[Interface markup and scripts]
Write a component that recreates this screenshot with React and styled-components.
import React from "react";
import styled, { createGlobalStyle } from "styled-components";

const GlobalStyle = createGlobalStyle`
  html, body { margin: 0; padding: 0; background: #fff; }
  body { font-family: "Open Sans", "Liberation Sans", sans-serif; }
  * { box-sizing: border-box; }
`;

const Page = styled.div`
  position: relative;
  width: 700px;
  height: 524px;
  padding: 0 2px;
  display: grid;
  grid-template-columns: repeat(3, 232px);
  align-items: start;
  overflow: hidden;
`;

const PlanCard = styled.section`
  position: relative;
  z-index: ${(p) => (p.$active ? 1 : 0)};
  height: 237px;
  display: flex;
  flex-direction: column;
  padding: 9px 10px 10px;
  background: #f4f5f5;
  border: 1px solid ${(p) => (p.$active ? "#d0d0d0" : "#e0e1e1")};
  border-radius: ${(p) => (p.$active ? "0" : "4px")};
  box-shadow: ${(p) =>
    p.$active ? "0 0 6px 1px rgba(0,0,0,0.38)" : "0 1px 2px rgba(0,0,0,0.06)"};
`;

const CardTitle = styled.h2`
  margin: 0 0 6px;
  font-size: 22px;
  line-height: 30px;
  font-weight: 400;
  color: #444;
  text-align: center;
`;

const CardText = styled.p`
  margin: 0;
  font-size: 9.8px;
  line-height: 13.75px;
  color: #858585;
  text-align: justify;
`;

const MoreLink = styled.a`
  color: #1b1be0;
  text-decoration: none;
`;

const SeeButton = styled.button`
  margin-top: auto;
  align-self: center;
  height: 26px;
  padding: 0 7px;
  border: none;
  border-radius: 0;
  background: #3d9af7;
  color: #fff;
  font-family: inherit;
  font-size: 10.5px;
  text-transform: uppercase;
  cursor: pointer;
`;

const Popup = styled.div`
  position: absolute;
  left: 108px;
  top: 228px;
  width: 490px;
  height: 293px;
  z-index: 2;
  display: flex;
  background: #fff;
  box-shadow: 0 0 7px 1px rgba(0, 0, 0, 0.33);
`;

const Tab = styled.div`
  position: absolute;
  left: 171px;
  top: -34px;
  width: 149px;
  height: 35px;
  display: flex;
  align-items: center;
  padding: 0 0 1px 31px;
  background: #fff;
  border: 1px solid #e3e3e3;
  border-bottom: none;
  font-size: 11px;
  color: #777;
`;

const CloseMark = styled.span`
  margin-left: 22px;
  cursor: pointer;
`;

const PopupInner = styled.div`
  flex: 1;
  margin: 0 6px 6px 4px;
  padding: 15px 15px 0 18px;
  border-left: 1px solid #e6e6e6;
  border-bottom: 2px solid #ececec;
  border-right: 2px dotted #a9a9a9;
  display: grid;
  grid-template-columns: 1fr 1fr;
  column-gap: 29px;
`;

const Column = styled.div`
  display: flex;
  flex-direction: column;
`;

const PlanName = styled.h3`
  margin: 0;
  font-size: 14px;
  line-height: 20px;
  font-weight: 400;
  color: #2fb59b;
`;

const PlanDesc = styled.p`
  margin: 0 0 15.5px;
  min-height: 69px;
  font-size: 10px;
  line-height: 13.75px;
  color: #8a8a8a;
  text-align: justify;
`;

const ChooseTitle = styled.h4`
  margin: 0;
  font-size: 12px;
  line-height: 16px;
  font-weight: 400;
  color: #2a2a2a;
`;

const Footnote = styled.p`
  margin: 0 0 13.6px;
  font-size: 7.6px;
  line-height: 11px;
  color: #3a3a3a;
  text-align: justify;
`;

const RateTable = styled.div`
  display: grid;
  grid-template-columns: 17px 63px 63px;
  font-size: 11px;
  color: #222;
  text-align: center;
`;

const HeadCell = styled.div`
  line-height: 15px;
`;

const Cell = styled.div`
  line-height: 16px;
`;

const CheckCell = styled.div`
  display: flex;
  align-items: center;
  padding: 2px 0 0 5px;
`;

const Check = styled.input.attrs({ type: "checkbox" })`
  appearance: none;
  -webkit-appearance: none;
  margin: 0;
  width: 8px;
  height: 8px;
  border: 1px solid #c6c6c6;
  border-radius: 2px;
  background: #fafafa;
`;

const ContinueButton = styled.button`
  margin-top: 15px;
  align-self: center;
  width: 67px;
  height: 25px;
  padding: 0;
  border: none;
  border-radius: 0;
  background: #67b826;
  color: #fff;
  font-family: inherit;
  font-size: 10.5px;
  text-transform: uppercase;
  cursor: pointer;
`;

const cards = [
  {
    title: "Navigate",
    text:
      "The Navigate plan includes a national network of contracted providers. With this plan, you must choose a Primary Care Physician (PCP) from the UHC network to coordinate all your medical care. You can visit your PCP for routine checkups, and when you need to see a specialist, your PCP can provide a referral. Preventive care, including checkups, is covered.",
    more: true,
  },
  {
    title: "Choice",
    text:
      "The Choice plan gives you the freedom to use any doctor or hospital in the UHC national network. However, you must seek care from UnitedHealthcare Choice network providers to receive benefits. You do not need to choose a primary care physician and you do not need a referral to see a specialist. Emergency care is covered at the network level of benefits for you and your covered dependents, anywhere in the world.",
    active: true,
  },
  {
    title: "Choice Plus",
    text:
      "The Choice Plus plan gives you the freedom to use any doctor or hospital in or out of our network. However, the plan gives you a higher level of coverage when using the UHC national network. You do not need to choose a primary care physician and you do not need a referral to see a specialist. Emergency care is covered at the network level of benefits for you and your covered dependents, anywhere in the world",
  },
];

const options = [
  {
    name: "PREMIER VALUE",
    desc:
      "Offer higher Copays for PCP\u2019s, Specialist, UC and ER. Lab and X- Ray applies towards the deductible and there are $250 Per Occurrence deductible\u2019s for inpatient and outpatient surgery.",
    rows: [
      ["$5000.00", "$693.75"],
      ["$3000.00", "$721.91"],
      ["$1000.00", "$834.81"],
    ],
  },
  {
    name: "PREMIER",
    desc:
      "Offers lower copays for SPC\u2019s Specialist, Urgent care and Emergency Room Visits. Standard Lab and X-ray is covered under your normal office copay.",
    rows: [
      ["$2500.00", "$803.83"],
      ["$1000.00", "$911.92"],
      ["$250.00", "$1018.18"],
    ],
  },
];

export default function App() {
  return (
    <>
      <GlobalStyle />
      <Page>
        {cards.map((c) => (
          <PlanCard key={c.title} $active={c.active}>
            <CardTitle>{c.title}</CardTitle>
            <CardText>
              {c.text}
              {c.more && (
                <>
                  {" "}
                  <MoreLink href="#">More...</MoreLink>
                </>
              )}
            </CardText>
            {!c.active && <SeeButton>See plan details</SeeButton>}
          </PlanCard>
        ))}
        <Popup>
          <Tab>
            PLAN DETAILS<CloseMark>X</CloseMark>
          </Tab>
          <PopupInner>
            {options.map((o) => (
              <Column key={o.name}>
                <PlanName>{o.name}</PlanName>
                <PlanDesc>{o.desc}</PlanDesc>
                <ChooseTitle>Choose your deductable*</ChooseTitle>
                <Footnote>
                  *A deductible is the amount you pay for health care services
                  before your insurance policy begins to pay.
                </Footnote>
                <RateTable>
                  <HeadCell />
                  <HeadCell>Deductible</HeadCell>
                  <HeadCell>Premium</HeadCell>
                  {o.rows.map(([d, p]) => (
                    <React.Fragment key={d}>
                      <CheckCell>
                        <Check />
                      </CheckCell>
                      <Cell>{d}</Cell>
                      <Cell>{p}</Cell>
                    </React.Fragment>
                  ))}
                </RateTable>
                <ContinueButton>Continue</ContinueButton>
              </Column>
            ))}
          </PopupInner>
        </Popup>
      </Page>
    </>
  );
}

--

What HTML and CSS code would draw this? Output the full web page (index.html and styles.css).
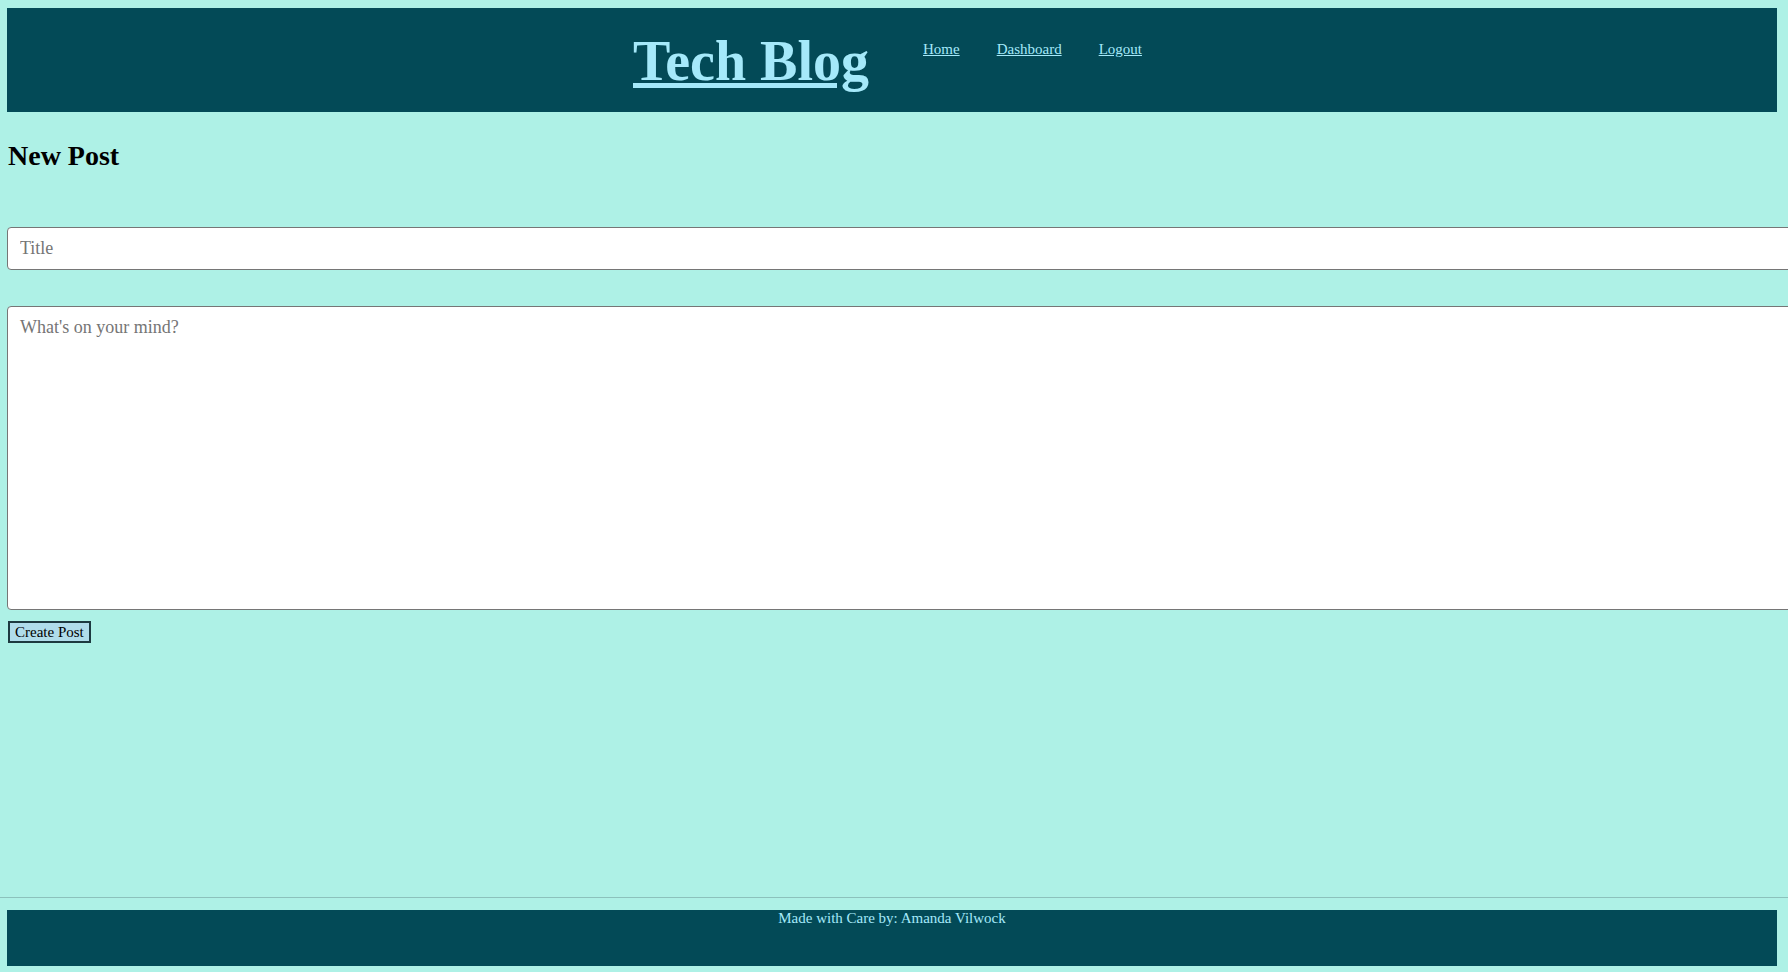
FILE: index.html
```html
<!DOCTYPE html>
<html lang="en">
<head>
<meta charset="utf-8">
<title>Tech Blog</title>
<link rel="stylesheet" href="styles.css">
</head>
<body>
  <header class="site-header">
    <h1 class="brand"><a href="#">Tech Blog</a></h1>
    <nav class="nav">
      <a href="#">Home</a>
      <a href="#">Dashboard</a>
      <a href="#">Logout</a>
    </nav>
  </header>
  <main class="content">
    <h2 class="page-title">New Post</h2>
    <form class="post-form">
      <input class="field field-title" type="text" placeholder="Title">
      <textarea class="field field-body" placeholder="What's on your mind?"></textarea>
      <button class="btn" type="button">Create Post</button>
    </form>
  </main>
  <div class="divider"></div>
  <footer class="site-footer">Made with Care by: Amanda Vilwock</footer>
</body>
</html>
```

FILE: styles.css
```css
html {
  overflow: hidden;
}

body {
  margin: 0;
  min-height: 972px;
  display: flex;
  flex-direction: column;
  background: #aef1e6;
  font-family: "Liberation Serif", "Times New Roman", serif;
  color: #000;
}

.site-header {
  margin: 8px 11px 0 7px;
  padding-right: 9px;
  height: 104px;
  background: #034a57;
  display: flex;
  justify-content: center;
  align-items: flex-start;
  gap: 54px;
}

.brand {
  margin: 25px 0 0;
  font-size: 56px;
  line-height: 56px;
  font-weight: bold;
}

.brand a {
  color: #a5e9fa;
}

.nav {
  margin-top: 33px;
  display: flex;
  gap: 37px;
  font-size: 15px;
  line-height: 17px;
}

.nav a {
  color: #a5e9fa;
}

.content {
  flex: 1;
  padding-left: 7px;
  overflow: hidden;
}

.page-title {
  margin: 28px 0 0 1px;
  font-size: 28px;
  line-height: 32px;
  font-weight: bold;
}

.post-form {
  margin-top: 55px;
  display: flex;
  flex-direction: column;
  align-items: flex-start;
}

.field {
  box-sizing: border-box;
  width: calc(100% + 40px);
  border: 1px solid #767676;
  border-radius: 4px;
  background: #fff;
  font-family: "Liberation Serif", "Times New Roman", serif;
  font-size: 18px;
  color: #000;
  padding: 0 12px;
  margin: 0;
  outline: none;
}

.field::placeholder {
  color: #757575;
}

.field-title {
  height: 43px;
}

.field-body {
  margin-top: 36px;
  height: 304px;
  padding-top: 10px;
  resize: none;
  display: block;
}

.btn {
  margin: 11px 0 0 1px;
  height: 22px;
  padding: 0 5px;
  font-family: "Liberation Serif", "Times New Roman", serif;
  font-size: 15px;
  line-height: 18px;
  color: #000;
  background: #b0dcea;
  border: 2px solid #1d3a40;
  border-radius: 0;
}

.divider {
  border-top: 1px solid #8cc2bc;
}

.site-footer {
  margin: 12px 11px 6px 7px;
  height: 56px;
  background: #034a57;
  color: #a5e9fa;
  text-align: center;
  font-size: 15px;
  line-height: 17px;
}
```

## Problem:
Tally up the lines holding the word "components" in the data above, and answer with that figure only.

## Output of the task:
2